As Africa focuses on its development needs, the world economic powers, scrambling to control strategic resources around the world are keeping a close eye on the continent’s resources.
The continent is being closely watched because it contains most of the minerals, such as oil, gas and an assortment of strategic minerals which are just now being developed and thus are yet to be intensively exploited.
An expert who has been following the global economic trends notes that properly harnessed, the resource discoveries now happening in Africa are the biggest opportunity for good that Africa has ever had and is likely to have.
Oxford economist Paul Collier's in his latest book, The Plundered Planet says: “The next decade is going to see a huge amount of value extracted from Africa – not only because of high commodity prices but because Africa is the last frontier for resource discovery.
With high commodity prices, that stuff is going to be discovered by hook or by crook. The challenge is to stop it being done by crook – stop the appalling history of plunder repeating itself.”
The caution issued by the economist is not only timely, but if heeded will be the cornerstone on which the continent can hope to build its prosperity and assurance that those natural assets under the ground benefit all its citizens, present and future.
But the expert does offer more food for thought, by observing that
many African countries hardly know the extent and setting value to their mineral resources, advising them to take advantage of a World Bank funding public to gather the relevant geological information before starting negotiating with companies.

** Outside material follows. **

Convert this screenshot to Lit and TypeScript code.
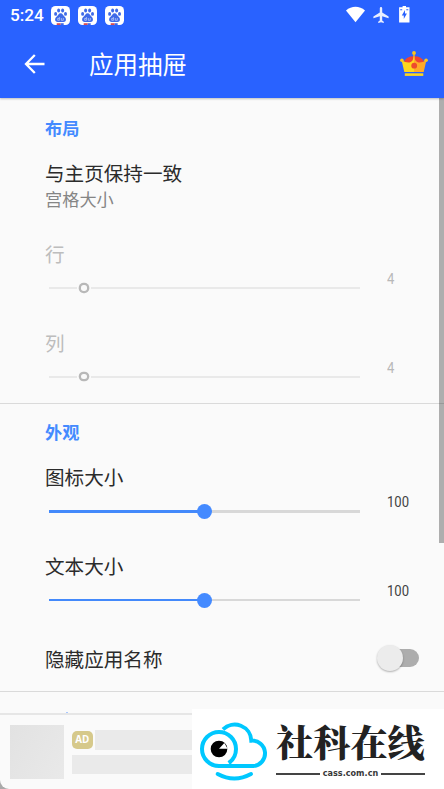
import { LitElement, html, css, svg } from "lit";
import { customElement, property } from "lit/decorators.js";

@customElement("slider-row")
class SliderRow extends LitElement {
  @property() label = "";
  @property({ type: Number }) value = 0;
  @property({ type: Number }) percent = 0;
  @property({ type: Boolean, reflect: true }) disabled = false;

  static styles = css`
    :host { display: grid; grid-template-columns: 342px 1fr; height: 88.7px; color: #2b2b2b; }
    .label { height: 26px; line-height: 26px; font-size: 19.6px; }
    .number { padding-top: 28px; font: 400 15.2px/20px Roboto, sans-serif; color: #424242; }
    .digits { display: inline-block; transform: scaleX(0.86); transform-origin: left; }
    .track { display: flex; align-items: center; height: 16px; margin: 13.5px 27px 0 4px; }
    .fill { height: 2.6px; background: #4389fb; }
    .knob { width: 15px; height: 15px; margin: 0 -7.5px; border-radius: 50%; background: #448aff; z-index: 1; flex: none; }
    .rest { flex: 1; height: 2.6px; background: #d8d8d8; }
    :host([disabled]) { color: #bdbdbd; }
    :host([disabled]) .number { color: #b8b8b8; }
    :host([disabled]) .track { margin-top: 13px; }
    :host([disabled]) .fill, :host([disabled]) .rest { background: #e9e9e9; height: 2.2px; }
    :host([disabled]) .knob { width: 5.4px; height: 5.4px; margin: 0 4.300px; background: #fafafa; box-shadow: 0 0 0 2.300px #b8b8b8; }
  `;

  render() {
    return html`
      <div>
        <div class="label">${this.label}</div>
        <div class="track">
          <div class="fill" style="width:${this.percent}%"></div>
          <div class="knob"></div>
          <div class="rest"></div>
        </div>
      </div>
      <div class="number"><span class="digits">${this.value}</span></div>
    `;
  }
}

const paw = () => svg`
  <rect width="19" height="19" rx="4.5" fill="#fff"/>
  <g fill="#3f6ae8">
    <ellipse cx="4.6" cy="7.9" rx="1.5" ry="1.9"/>
    <ellipse cx="7.6" cy="4.4" rx="1.5" ry="2"/>
    <ellipse cx="11.6" cy="4.4" rx="1.5" ry="2"/>
    <ellipse cx="14.5" cy="7.9" rx="1.5" ry="1.9"/>
    <path d="M9.6 7.3c2 0 2.5 2 3.8 3.1 2.4 2 2 5.5-.9 5.5H6.6c-3 0-3.3-3.6-.8-5.4C7.2 9.4 7.6 7.3 9.6 7.3z"/>
  </g>
  <path d="M8.4 11v3.4M8.4 12.4H6.7v1.9h1.7M10.3 12v2.3h2V12" fill="none" stroke="#dce5ff" stroke-width=".6"/>
  <path d="M5.7 17.2h4V19h-4z" fill="#d84b52"/>
  <path d="M9.7 17.2h3V19h-3z" fill="#3f6ae8"/>`;

@customElement("app-root")
class AppRoot extends LitElement {
  static styles = css`
    :host { display: block; width: 444px; height: 789px; overflow: hidden; font-family: "Noto Sans CJK SC", sans-serif; background: #fafafa; }
    .screen { position: relative; display: flex; flex-direction: column; height: 789px; }
    .header { flex: none; height: 98px; background: #2962ff; color: #fff; box-shadow: 0 1px 2px rgba(0,0,0,.25); z-index: 1; }
    .status { display: flex; align-items: center; height: 30px; padding: 0 30px 0 10px; }
    .time { width: 41px; font: 500 17.2px/30px Roboto, sans-serif; }
    .apps { display: flex; gap: 8px; flex: 1; }
    .signals { display: flex; align-items: center; margin-top: -2px; }
    .plane { margin: 2px 7px 0 8px; }
    .bar { display: flex; align-items: center; height: 68px; padding: 0 16px 0 24px; }
    .title { flex: 1; margin-left: 44px; font-size: 24.5px; line-height: 36px; font-weight: 400; }
    svg { display: block; flex: none; }
    .crown { margin-top: -1px; }
    .content { flex: none; height: 615px; overflow: hidden; }
    .section { box-sizing: border-box; padding-left: 45px; border-bottom: 1.5px solid #dadada; }
    .layout { height: 306px; padding-top: 17px; }
    .look { height: 287.5px; padding-top: 15px; }
    .heading { height: 26px; font-size: 17.2px; line-height: 26px; font-weight: 700; color: #448aff; }
    .item { padding: 19px 0 29px; color: #2b2b2b; }
    .name { font-size: 19.6px; line-height: 26px; color: #2b2b2b; }
    .hint { font-size: 17.2px; line-height: 26px; color: #858585; }
    .gap { height: 19px; }
    .toggle-row { display: flex; justify-content: space-between; align-items: center; height: 36px; padding-right: 25px; }
    .switch { display: flex; align-items: center; width: 41px; height: 18px; border-radius: 9px; background: linear-gradient(90deg, transparent 10px, #adadad 10px); margin-top: -3px; }
    .thumb { width: 26px; height: 26px; margin-left: -1px; border-radius: 50%; background: #ececec; box-shadow: 0 1px 2px rgba(0,0,0,.3); }
    .scroll { position: absolute; right: 0; top: 98px; width: 5px; height: 445px; background: rgba(0,0,0,.3); z-index: 2; }
    .peek { width: 2px; height: 1px; margin: 20px 0 0 65.5px; background: #a9c8ff; }
    .ad-shell { flex: 1; background: #aaa; }
    .ad { box-sizing: border-box; display: flex; height: 76px; padding: 10px 0 0 10px; border-top: 2px solid #e6e6e6; border-radius: 0 0 0 9px; background: #fafafa; }
    .picture { width: 54px; height: 54px; background: linear-gradient(120deg, #e2e2e2, #e9e9e9); }
    .lines { flex: 1; margin-left: 7.5px; }
    .line { display: flex; gap: 2px; padding-top: 5px; }
    .badge { width: 21.5px; height: 18px; margin-top: 1px; border-radius: 5px; background: #d6c98b; color: #fff; font: 700 9.8px/18.500px "Open Sans", sans-serif; text-align: center; }
    .bone { flex: 1; height: 20px; background: #eaeaea; }
    .second { height: 19px; margin-top: 5px; background: #eaeaea; }
    .watermark { position: absolute; right: 0; bottom: 0; z-index: 3; display: flex; width: 252px; height: 80px; background: #fff; }
    .brand { margin: 6px 0 0 4px; width: 152px; color: #222; }
    .brand-name { font: 900 37.2px/52px "Noto Serif CJK SC", "Noto Sans CJK SC", serif; white-space: nowrap; }
    .domain { display: flex; align-items: center; gap: 3px; width: 149px; font: 700 8.1px/12px "DejaVu Sans", sans-serif; color: #383838; }
    .rule { flex: 1; height: 2px; margin-top: 1px; background: #444; }
  `;

  render() {
    return html`
      <div class="screen">
        <div class="header">
          <div class="status">
            <div class="time">5:24</div>
            <div class="apps">
              ${[0, 1, 2].map(() => html`<svg width="19" height="19" viewBox="0 0 19 19">${paw()}</svg>`)}
            </div>
            <div class="signals">
              <svg width="19" height="17" viewBox="0 0 19 17"><path d="M0 4.5C5.5-.5 13.5-.5 19 4.5L9.5 16.2z" fill="#fff"/></svg>
              <svg class="plane" width="16" height="16" viewBox="1.5 2 20 20"><path d="M21 16v-2l-8-5V3.5a1.5 1.5 0 0 0-3 0V9l-8 5v2l8-2.5V19l-2 1.5V22l3.5-1 3.5 1v-1.5L13 19v-5.5z" fill="#e8eeff"/></svg>
              <svg width="18" height="17" viewBox="0 0 18 17">
                <path d="M6.6 0h3.4v1.2h3.5v15.2H3.1V1.2h3.5z" fill="#fff"/>
                <path d="M9 4L5.8 9.5h2V13L10.900 7.5H9zM4.200 3.2h2v1h-2zM10.300 3.2h2v1h-2z" fill="#2962ff"/>
              </svg>
            </div>
          </div>
          <div class="bar">
            <svg width="21" height="20" viewBox="0 0 21 20"><path d="M20.500 10H2M10.800 1L2 10l8.800 9" fill="none" stroke="#fff" stroke-width="2.3"/></svg>
            <div class="title">应用抽屉</div>
            <svg class="crown" width="28" height="26" viewBox="0 0 28 26">
              <path d="M3.800 11Q6 5.300 14 5.300Q22 5.300 24.200 11L20 15H8z" fill="#ee4433"/>
              <path d="M14 3v7" stroke="#fdb52b" stroke-width="1.4"/>
              <path d="M1.600 9.200Q6 12 9.500 11.500Q13.200 10.500 14 5V21H4.300z" fill="#fdd71d"/>
              <path d="M26.400 9.200Q22 12 18.500 11.500Q14.800 10.500 14 5V21h9.700z" fill="#ffaa28"/>
              <circle cx="1.900" cy="9.200" r="1.800" fill="#fdc51a"/><circle cx="26.100" cy="9.200" r="1.800" fill="#fdc51a"/><circle cx="14" cy="1.900" r="1.900" fill="#fdc51a"/>
              <circle cx="14.200" cy="14.700" r="2.900" fill="#ee4a2d"/>
              <path d="M4.800 22.300h18.500v2.600H4.800z" fill="#fdd71d"/>
            </svg>
          </div>
        </div>
        <div class="content">
          <div class="section layout">
            <div class="heading">布局</div>
            <div class="item">
              <div class="name">与主页保持一致</div>
              <div class="hint">宫格大小</div>
            </div>
            <slider-row label="行" .value=${4} .percent=${9} disabled></slider-row>
            <slider-row label="列" .value=${4} .percent=${9} disabled></slider-row>
          </div>
          <div class="section look">
            <div class="heading">外观</div>
            <div class="gap"></div>
            <slider-row label="图标大小" .value=${100} .percent=${50.1}></slider-row>
            <slider-row label="文本大小" .value=${100} .percent=${50.1}></slider-row>
            <div class="toggle-row">
              <div class="name">隐藏应用名称</div>
              <div class="switch"><div class="thumb"></div></div>
            </div>
          </div>
          <div class="peek"></div>
        </div>
        <div class="ad-shell">
          <div class="ad">
            <div class="picture"></div>
            <div class="lines">
              <div class="line"><div class="badge">AD</div><div class="bone"></div></div>
              <div class="second"></div>
            </div>
          </div>
        </div>
        <div class="scroll"></div>
        <div class="watermark">
          <svg width="80" height="80" viewBox="5 85 240 240">
            <g fill="none" stroke="#00c8ff" stroke-width="12">
              <path d="M115 247Q137 232 137 205A51 51 0 1 0 86 256H189A38 38 0 0 0 183 180A50 50 0 0 0 98 146"/>
              <path d="M82 280Q132 307 182 280" stroke-linecap="round"/>
            </g>
            <circle cx="86" cy="205" r="25" fill="#000"/>
            <path d="M86 204L102 187L112 204z" fill="#fff"/>
          </svg>
          <div class="brand">
            <div class="brand-name">社科在线</div>
            <div class="domain"><span class="rule"></span><span>cass.com.cn</span><span class="rule"></span></div>
          </div>
        </div>
      </div>
    `;
  }
}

We see the relevance of the expert’s arguments to enhance and extract maximum value for the future prosperity of the continent,
following the advice given to the government on ways to enhance value from its mineral wealth.
Besides moving quickly to establish the true value, negotiating more skillfully to extract maximum value, the government needs to also exploit the full potential of the assets.
Without doubt, the issuing of the certificates of origin are a beginning of such a process, but more needs to be done.
We know that through the Minerals Act, 2010 Tanzanite mining is only for Tanzanians and that foreign partnership should be only to secure advanced technology. Indeed as pointed out by the deputy minister for Energy and Minerals, Hon Adam Malima under such circumstances the advisory board created by the ministry can invite an investor to establish a joint venture with local miners.
We also know that there are moves to unite small miners so that they undertake mining using advanced technology. The government is also working to create an enabling environment for them to engage in the mining trade and help them to secure markets.
The country has committed itself to creating the infrastructure to enhance value addition locally. This needs to happen faster, so that many more Tanzanians can benefit from the jobs likely to be created and the extra revenues that will flow from the additional activities.
Only through such innovative approach, can African countries hope to benefit from the abundant resources under its soil.